“A Voice in the Wilderness”

May 1, 2009

Jeremy Ben-Ami, founder of a new Jewish lobby known as J Street, loves Israel. But Israel, he has been instructed, must be loved in a certain way. He is among a generation of American Jews who are beginning to wonder where that “certain way” is leading.

Israel today, according to many of its friends as well as its critics in the American and Israeli press, is at a critical stage in its history.

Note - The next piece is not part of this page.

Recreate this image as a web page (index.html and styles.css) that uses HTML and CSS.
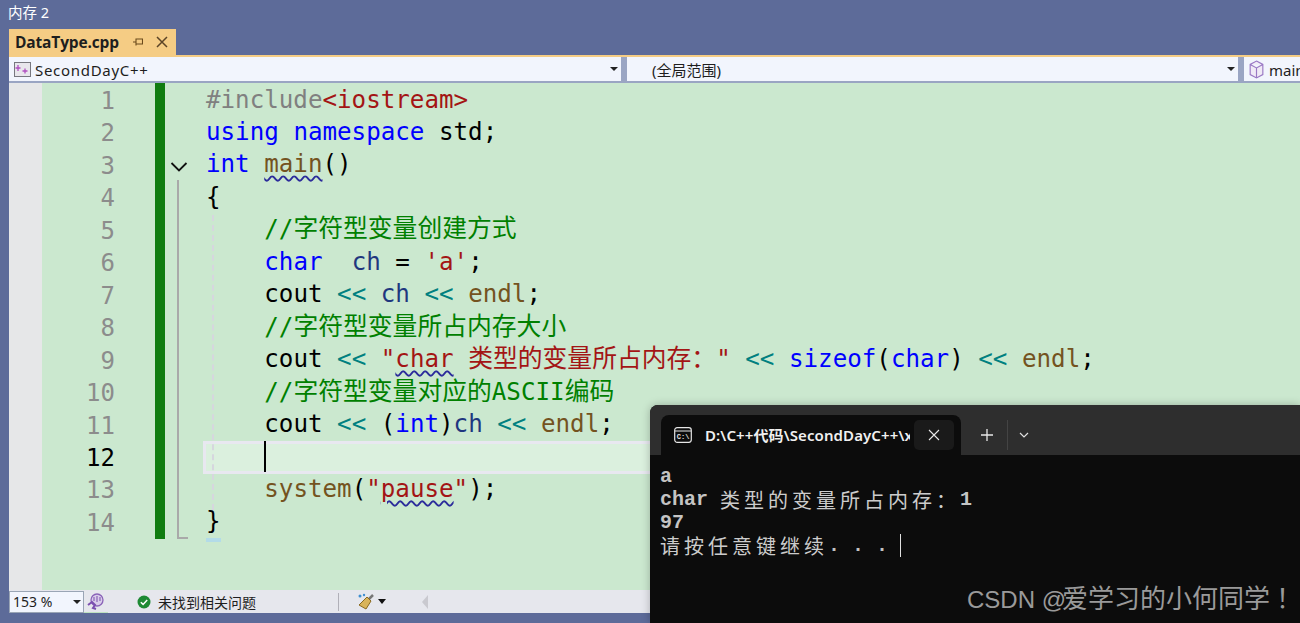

Does the word democracy really apply to a political system that maintains two tiers of citizenship, one for Jewish citizens and one for “Israeli Arabs”? Or does the word apartheid, once applied exclusively to the legal separation of whites and blacks in South Africa, more accurately describe the relationship of Jews and Palestinians in Israel and the West Bank and East Jerusalem, where 500,000 Jewish settlers have illegally established themselves? In November 2011 Gideon Levy, an Israeli journalist, wrote a column warning that if some proposed laws were passed in Israel, the democracy would become unrecognizable. He said there would be separate buses and streets for men and women; cities would shut down for the Sabbath; Arabs would not be able to run for Parliament or have the right of a university education but would be subject to capital punishment. Also, said Levy, the West Bank would be annexed, and the piece he was writing would never see print.